Science Based Long Covid

Creatine supplements

Taking a daily creatine supplement, 4g of creatine monohydrate per day.

Only 12 people in the study, this is a major limitation. 6 taking creatine and 6 placebo, with the age of participants of the placebo group being significantly lower 23.3 ± 2.0 than the treatment group. 31.7 ± 9.4. But matched well in other areas.

With multiple measurements of subjective levels of fatigue, it is like they are fishing for significance, more on this later. However, I do like that they included an objective measure with time to exhaustion.

Objective measure are always going to be more reliable that subjective ones, as they are less susceptible to bias. However, this is only how they can withstand short term excursion. The best method would be to attach smart watch/fitbits to all participants and measure the activity levels over the courser of the study.

Levels of creatine did go up, which you might think is hardly surprising when they are taking it every day for six months, but a lot of supplements don’t make it into your system because they are broken down during digestion. However, we don’t know that increases level of creatine is a good thing and if this actually helps anything including long Covid.


The study claims that there are significant decreases in general fatigue after 3 months of use, with the fatigue score going down from 12.0 to 11.3. However, the data clearly shows that the fatigue level clearly goes back up after six months, going above the starting level to 12.7. The placebo group also had a similar increase over 6months. This suggest that creatine does nothing for general fatigue. Hence the study claiming a significant reduction in fatigue is false, even by their own data. The drop after 3months is just random and is not significant as claimed in the paper.

To reiterate, this shows a only a temporary (probably random) decrease in perceived general fatigue over three months. However after six months no improvement is shown, and patients taking creatine got worse, and the same as the placebo group.

Here is where the study went wrong. They went p-hacking. If you don’t know what p hacking means. Researchers look for a p value of less that 0.05. This means there is a less than 5% chance of that result happening randomly. Therefore roughly 95% of the time that change would be do to the intervention and not just a random change.

This is ok if you measure one thing, 0.01 would be much better. However, here there are 24 different measurements of fatigue variation and only two of them are significant. Now if you have a 5% chance of a significant result, that is 1 in 20. Now make 24 attempts and it isn’t surprising that two came out to be significant. The chance of two or more things randomly coming out to be significant here is 34%. So 1 in 3 chance that this is just random. Not Significant at all. The researchers could ajust their data for multiple comparisons, but then they wouldn’t get an apparent positive result and they probably wouldn’t get it published.

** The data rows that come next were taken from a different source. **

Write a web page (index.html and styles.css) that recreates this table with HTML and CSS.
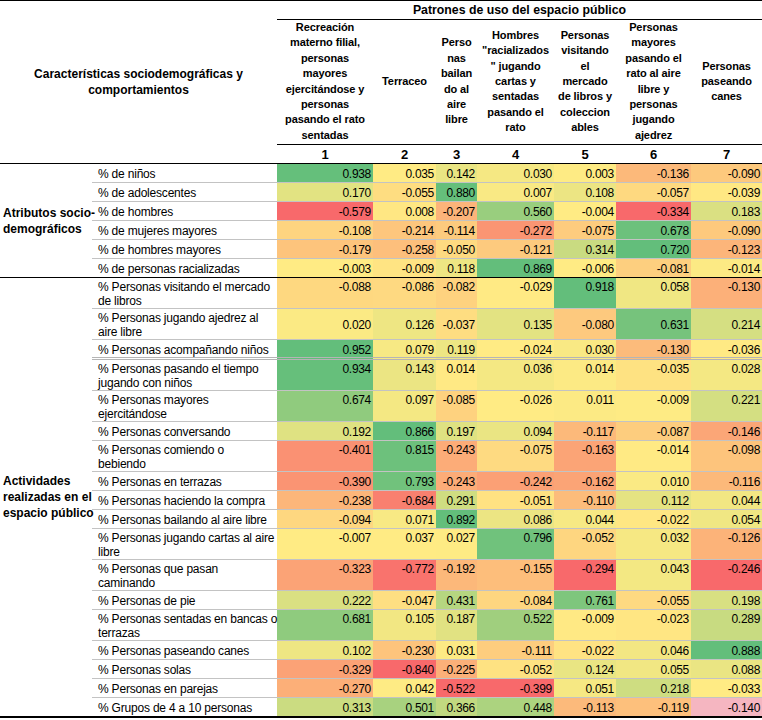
FILE: index.html
```html
<!DOCTYPE html>
<html lang="es">
<head>
<meta charset="utf-8">
<title>Patrones de uso del espacio público</title>
<link rel="stylesheet" href="styles.css">
</head>
<body>
<table class="tbl">
  <colgroup>
    <col class="c-grp"><col class="c-lab"><col class="c1"><col class="c2"><col class="c3"><col class="c4"><col class="c5"><col class="c6"><col class="c7">
  </colgroup>
  <thead>
    <tr class="h-top">
      <th rowspan="3" colspan="2" class="h-main">Características sociodemográficas y<br>comportamientos</th>
      <th colspan="7" class="h-pat">Patrones de uso del espacio público</th>
    </tr>
    <tr class="h-cols">
      <th>Recreación<br>materno filial,<br>personas<br>mayores<br>ejercitándose y<br>personas<br>pasando el rato<br>sentadas</th>
      <th>Terraceo</th>
      <th>Perso<br>nas<br>bailan<br>do al<br>aire<br>libre</th>
      <th>Hombres<br>"racializados<br>" jugando<br>cartas y<br>sentadas<br>pasando el<br>rato</th>
      <th>Personas<br>visitando<br>el<br>mercado<br>de libros y<br>coleccion<br>ables</th>
      <th>Personas<br>mayores<br>pasando el<br>rato al aire<br>libre y<br>personas<br>jugando<br>ajedrez</th>
      <th>Personas<br>paseando<br>canes</th>
    </tr>
    <tr class="h-num">
      <th>1</th><th>2</th><th>3</th><th>4</th><th>5</th><th>6</th><th>7</th>
    </tr>
  </thead>
  <tbody class="grp-body">
    <tr><th rowspan="6" class="grp">Atributos socio-<br>demográficos</th><td class="lab">% de niños</td><td class="v">0.938</td><td class="v">0.035</td><td class="v">0.142</td><td class="v">0.030</td><td class="v">0.003</td><td class="v">-0.136</td><td class="v">-0.090</td></tr>
    <tr><td class="lab">% de adolescentes</td><td class="v">0.170</td><td class="v">-0.055</td><td class="v">0.880</td><td class="v">0.007</td><td class="v">0.108</td><td class="v">-0.057</td><td class="v">-0.039</td></tr>
    <tr><td class="lab">% de hombres</td><td class="v">-0.579</td><td class="v">0.008</td><td class="v">-0.207</td><td class="v">0.560</td><td class="v">-0.004</td><td class="v">-0.334</td><td class="v">0.183</td></tr>
    <tr><td class="lab">% de mujeres mayores</td><td class="v">-0.108</td><td class="v">-0.214</td><td class="v">-0.114</td><td class="v">-0.272</td><td class="v">-0.075</td><td class="v">0.678</td><td class="v">-0.090</td></tr>
    <tr><td class="lab">% de hombres mayores</td><td class="v">-0.179</td><td class="v">-0.258</td><td class="v">-0.050</td><td class="v">-0.121</td><td class="v">0.314</td><td class="v">0.720</td><td class="v">-0.123</td></tr>
    <tr class="last"><td class="lab">% de personas racializadas</td><td class="v">-0.003</td><td class="v">-0.009</td><td class="v">0.118</td><td class="v">0.869</td><td class="v">-0.006</td><td class="v">-0.081</td><td class="v">-0.014</td></tr>
  </tbody>
  <tbody class="grp-body">
    <tr class="tall"><th rowspan="18" class="grp">Actividades<br>realizadas en el<br>espacio público</th><td class="lab">% Personas visitando el mercado<br>de libros</td><td class="v">-0.088</td><td class="v">-0.086</td><td class="v">-0.082</td><td class="v">-0.029</td><td class="v">0.918</td><td class="v">0.058</td><td class="v">-0.130</td></tr>
    <tr class="tall mid"><td class="lab">% Personas jugando ajedrez al<br>aire libre</td><td class="v">0.020</td><td class="v">0.126</td><td class="v">-0.037</td><td class="v">0.135</td><td class="v">-0.080</td><td class="v">0.631</td><td class="v">0.214</td></tr>
    <tr class="dbl"><td class="lab">% Personas acompañando niños</td><td class="v">0.952</td><td class="v">0.079</td><td class="v">0.119</td><td class="v">-0.024</td><td class="v">0.030</td><td class="v">-0.130</td><td class="v">-0.036</td></tr>
    <tr class="tall"><td class="lab">% Personas pasando el tiempo<br>jugando con niños</td><td class="v">0.934</td><td class="v">0.143</td><td class="v">0.014</td><td class="v">0.036</td><td class="v">0.014</td><td class="v">-0.035</td><td class="v">0.028</td></tr>
    <tr class="tall"><td class="lab">% Personas mayores<br>ejercitándose</td><td class="v">0.674</td><td class="v">0.097</td><td class="v">-0.085</td><td class="v">-0.026</td><td class="v">0.011</td><td class="v">-0.009</td><td class="v">0.221</td></tr>
    <tr><td class="lab">% Personas conversando</td><td class="v">0.192</td><td class="v">0.866</td><td class="v">0.197</td><td class="v">0.094</td><td class="v">-0.117</td><td class="v">-0.087</td><td class="v">-0.146</td></tr>
    <tr class="tall"><td class="lab">% Personas comiendo o<br>bebiendo</td><td class="v">-0.401</td><td class="v">0.815</td><td class="v">-0.243</td><td class="v">-0.075</td><td class="v">-0.163</td><td class="v">-0.014</td><td class="v">-0.098</td></tr>
    <tr><td class="lab">% Personas en terrazas</td><td class="v">-0.390</td><td class="v">0.793</td><td class="v">-0.243</td><td class="v">-0.242</td><td class="v">-0.162</td><td class="v">0.010</td><td class="v">-0.116</td></tr>
    <tr><td class="lab">% Personas haciendo la compra</td><td class="v">-0.238</td><td class="v">-0.684</td><td class="v">0.291</td><td class="v">-0.051</td><td class="v">-0.110</td><td class="v">0.112</td><td class="v">0.044</td></tr>
    <tr><td class="lab">% Personas bailando al aire libre</td><td class="v">-0.094</td><td class="v">0.071</td><td class="v">0.892</td><td class="v">0.086</td><td class="v">0.044</td><td class="v">-0.022</td><td class="v">0.054</td></tr>
    <tr class="tall"><td class="lab">% Personas jugando cartas al aire<br>libre</td><td class="v">-0.007</td><td class="v">0.037</td><td class="v">0.027</td><td class="v">0.796</td><td class="v">-0.052</td><td class="v">0.032</td><td class="v">-0.126</td></tr>
    <tr class="tall"><td class="lab">% Personas que pasan<br>caminando</td><td class="v">-0.323</td><td class="v">-0.772</td><td class="v">-0.192</td><td class="v">-0.155</td><td class="v">-0.294</td><td class="v">0.043</td><td class="v">-0.246</td></tr>
    <tr><td class="lab">% Personas de pie</td><td class="v">0.222</td><td class="v">-0.047</td><td class="v">0.431</td><td class="v">-0.084</td><td class="v">0.761</td><td class="v">-0.055</td><td class="v">0.198</td></tr>
    <tr class="tall"><td class="lab">% Personas sentadas en bancas o<br>terrazas</td><td class="v">0.681</td><td class="v">0.105</td><td class="v">0.187</td><td class="v">0.522</td><td class="v">-0.009</td><td class="v">-0.023</td><td class="v">0.289</td></tr>
    <tr><td class="lab">% Personas paseando canes</td><td class="v">0.102</td><td class="v">-0.230</td><td class="v">0.031</td><td class="v">-0.111</td><td class="v">-0.022</td><td class="v">0.046</td><td class="v">0.888</td></tr>
    <tr><td class="lab">% Personas solas</td><td class="v">-0.329</td><td class="v">-0.840</td><td class="v">-0.225</td><td class="v">-0.052</td><td class="v">0.124</td><td class="v">0.055</td><td class="v">0.088</td></tr>
    <tr><td class="lab">% Personas en parejas</td><td class="v">-0.270</td><td class="v">0.042</td><td class="v">-0.522</td><td class="v">-0.399</td><td class="v">0.051</td><td class="v">0.218</td><td class="v">-0.033</td></tr>
    <tr class="last end"><td class="lab">% Grupos de 4 a 10 personas</td><td class="v">0.313</td><td class="v">0.501</td><td class="v">0.366</td><td class="v">0.448</td><td class="v">-0.113</td><td class="v">-0.119</td><td class="v pink">-0.140</td></tr>
  </tbody>
</table>
<script src="script.js"></script>
</body>
</html>
```

FILE: styles.css
```css
html, body {
  margin: 0;
  padding: 0;
  background: #ffffff;
}

body {
  font-family: "Liberation Sans", Arial, sans-serif;
  color: #000;
}

.tbl {
  width: 762px;
  border-collapse: collapse;
  table-layout: fixed;
  font-size: 12px;
}

.c-grp { width: 92px; }
.c-lab { width: 185px; }
.c1 { width: 96px; }
.c2 { width: 63px; }
.c3 { width: 41px; }
.c4 { width: 77px; }
.c5 { width: 62px; }
.c6 { width: 75px; }
.c7 { width: 71px; }

.tbl th,
.tbl td {
  padding: 0;
  white-space: nowrap;
}

/* header */
.h-top th {
  border-top: 1px solid #000;
}

.h-top {
  height: 19px;
}

.h-main {
  font-size: 12px;
  font-weight: bold;
  line-height: 16px;
  text-align: center;
  vertical-align: middle;
  border-bottom: 1px solid #000;
}

.h-pat {
  font-size: 12.3px;
  font-weight: bold;
  text-align: center;
  vertical-align: middle;
  line-height: 17px;
  border-bottom: 1px solid #000;
}

.h-cols th {
  font-size: 11px;
  font-weight: bold;
  line-height: 15.4px;
  text-align: center;
  vertical-align: middle;
  padding: 0 0 1px;
  height: 122px;
  border-bottom: 1px solid #000;
  letter-spacing: -0.1px;
}

.h-num th {
  font-size: 13px;
  font-weight: bold;
  text-align: center;
  vertical-align: middle;
  line-height: 17px;
  height: 18px;
  border-bottom: 1px solid #000;
}

/* body */
.grp-body tr {
  height: 19px;
}

.grp {
  font-size: 12px;
  font-weight: bold;
  text-align: left;
  vertical-align: middle;
  line-height: 16px;
  padding-left: 3px !important;
  border-bottom: 1px solid #000;
}

.lab,
.v {
  line-height: 14px;
  padding-top: 2px !important;
  border-bottom: 1px solid #c3c3c3;
  vertical-align: middle;
  letter-spacing: -0.2px;
}

.lab {
  padding-left: 6px !important;
  text-align: left;
}

.v {
  text-align: right;
  padding-right: 2px !important;
  letter-spacing: -0.3px;
}

.tall .v {
  vertical-align: top;
}

.tall.mid .v {
  vertical-align: middle;
}

.dbl td {
  border-bottom: 3px double #b5b5b5;
}

.last td {
  border-bottom: 1px solid #000;
}

.end td,
.end th {
  border-bottom: 2px solid #000;
}

.grp-body:last-child .grp {
  border-bottom: 2px solid #000;
}

.pink {
  background: #f5b6c1;
}
```

FILE: script.js
```js
(function () {
  var RED = [248, 105, 107];
  var YEL = [255, 235, 132];
  var GRN = [99, 190, 123];

  function mix(a, b, t) {
    t = Math.max(0, Math.min(1, t));
    return 'rgb(' + a.map(function (x, i) {
      return Math.round(x + (b[i] - x) * t);
    }).join(',') + ')';
  }

  function percentile(sorted, p) {
    var r = p * (sorted.length - 1);
    var lo = Math.floor(r), hi = Math.ceil(r);
    return sorted[lo] + (sorted[hi] - sorted[lo]) * (r - lo);
  }

  var rows = Array.prototype.slice.call(document.querySelectorAll('.tbl tbody tr'));
  for (var c = 0; c < 7; c++) {
    var cells = rows.map(function (r) { return r.querySelectorAll('td.v')[c]; });
    var vals = cells.map(function (td) { return parseFloat(td.textContent); });
    var sorted = vals.slice().sort(function (a, b) { return a - b; });
    var min = sorted[0], max = sorted[sorted.length - 1];
    var mid = percentile(sorted, 0.5);
    cells.forEach(function (td, i) {
      if (td.classList.contains('pink')) return;
      var v = vals[i];
      var col = v <= mid ? mix(RED, YEL, (v - min) / (mid - min)) : mix(YEL, GRN, (v - mid) / (max - mid));
      td.style.backgroundColor = col;
    });
  }
})();
```
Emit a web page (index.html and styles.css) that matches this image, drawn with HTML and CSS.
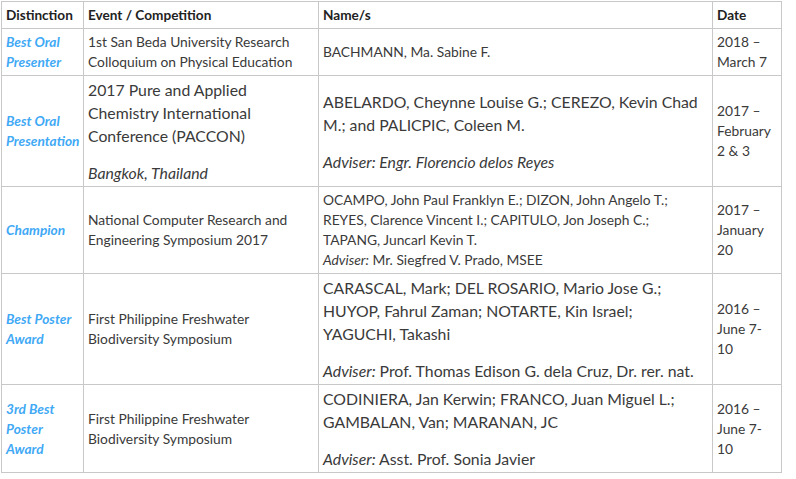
FILE: index.html
```html
<!DOCTYPE html>
<html>
<head>
<meta charset="utf-8">
<link rel="stylesheet" href="styles.css">
</head>
<body>
<table class="awards">
  <colgroup>
    <col class="c-dist">
    <col class="c-event">
    <col class="c-names">
    <col class="c-date">
  </colgroup>
  <thead>
    <tr><th>Distinction</th><th>Event / Competition</th><th>Name/s</th><th>Date</th></tr>
  </thead>
  <tbody>
    <tr>
      <td class="dist">Best Oral<br>Presenter</td>
      <td>1st San Beda University Research<br>Colloquium on Physical Education</td>
      <td>BACHMANN, Ma. Sabine F.</td>
      <td>2018 –<br>March 7</td>
    </tr>
    <tr>
      <td class="dist">Best Oral<br>Presentation</td>
      <td class="big"><p>2017 Pure and Applied<br>Chemistry International<br>Conference (PACCON)</p><p><em>Bangkok, Thailand</em></p></td>
      <td class="big"><p>ABELARDO, Cheynne Louise G.; CEREZO, Kevin Chad<br>M.; and PALICPIC, Coleen M.</p><p><em>Adviser: Engr. Florencio delos Reyes</em></p></td>
      <td>2017 –<br>February<br>2 &amp; 3</td>
    </tr>
    <tr>
      <td class="dist">Champion</td>
      <td>National Computer Research and<br>Engineering Symposium 2017</td>
      <td>OCAMPO, John Paul Franklyn E.; DIZON, John Angelo T.;<br>REYES, Clarence Vincent I.; CAPITULO, Jon Joseph C.;<br>TAPANG, Juncarl Kevin T.<br><em>Adviser:</em> Mr. Siegfred V. Prado, MSEE</td>
      <td>2017 –<br>January<br>20</td>
    </tr>
    <tr>
      <td class="dist">Best Poster<br>Award</td>
      <td>First Philippine Freshwater<br>Biodiversity Symposium</td>
      <td class="big"><p>CARASCAL, Mark; DEL ROSARIO, Mario Jose G.;<br>HUYOP, Fahrul Zaman; NOTARTE, Kin Israel;<br>YAGUCHI, Takashi</p><p><em>Adviser:</em> Prof. Thomas Edison G. dela Cruz, Dr. rer. nat.</p></td>
      <td>2016 –<br>June 7-<br>10</td>
    </tr>
    <tr>
      <td class="dist">3rd Best<br>Poster<br>Award</td>
      <td>First Philippine Freshwater<br>Biodiversity Symposium</td>
      <td class="big"><p>CODINIERA, Jan Kerwin; FRANCO, Juan Miguel L.;<br>GAMBALAN, Van; MARANAN, JC</p><p><em>Adviser:</em> Asst. Prof. Sonia Javier</p></td>
      <td>2016 –<br>June 7-<br>10</td>
    </tr>
  </tbody>
</table>
</body>
</html>
```

FILE: styles.css
```css
html, body {
  margin: 0;
  background: #fff;
}
body {
  padding: 1px 0 0 1px;
  font-family: Lato, "Open Sans", sans-serif;
  color: #3a3a3a;
}
.awards {
  border-collapse: collapse;
  table-layout: fixed;
  width: 780px;
}
.c-dist { width: 82px; }
.c-event { width: 235px; }
.c-names { width: 394px; }
.c-date { width: 69px; }
.awards th,
.awards td {
  border: 1px solid #c8c8c8;
  padding: 3px 4px;
  font-size: 13.8px;
  line-height: 20px;
  vertical-align: middle;
  text-align: left;
}
.awards th {
  font-size: 13.6px;
  font-weight: 700;
  color: #222;
}
.awards td.dist {
  font-size: 13.7px;
  font-weight: 700;
  font-style: italic;
  color: #3fa9f5;
  white-space: nowrap;
}
.awards td.big {
  font-size: 15.8px;
  line-height: 23px;
  padding-top: 2px;
  padding-bottom: 2px;
}
.awards td.big p {
  margin: 0;
}
.awards td.big p + p {
  margin-top: 14px;
}
```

The objective data did hint at some improvement, however, not enough to be statistically significant. Again a symtom of the small study size.

Other criticism in Medical news today highlight that the premise of using creating to improve Long covid is also not sound.
“There is no evidence for creatine deficiency in post-viral fatigue states or fibromyalgia or long COVID,” cautioned Prof. Lloyd.

Another big red flag, the person in charge of the study, co-owns patent “Supplements Based on Liquid Creatine” so I believe this would partly account for the bias and missrepresentation of their own data, since they are fishing for a positive result.

So in conclusion this data does not show that creatine improves Long Covid symptoms. Any claim that this study shows a benefit is simply not true. Outcomes over 6months were the same, anything else is down to random variations in the condition over time. So for now this is not good evidence to try creatine supplements.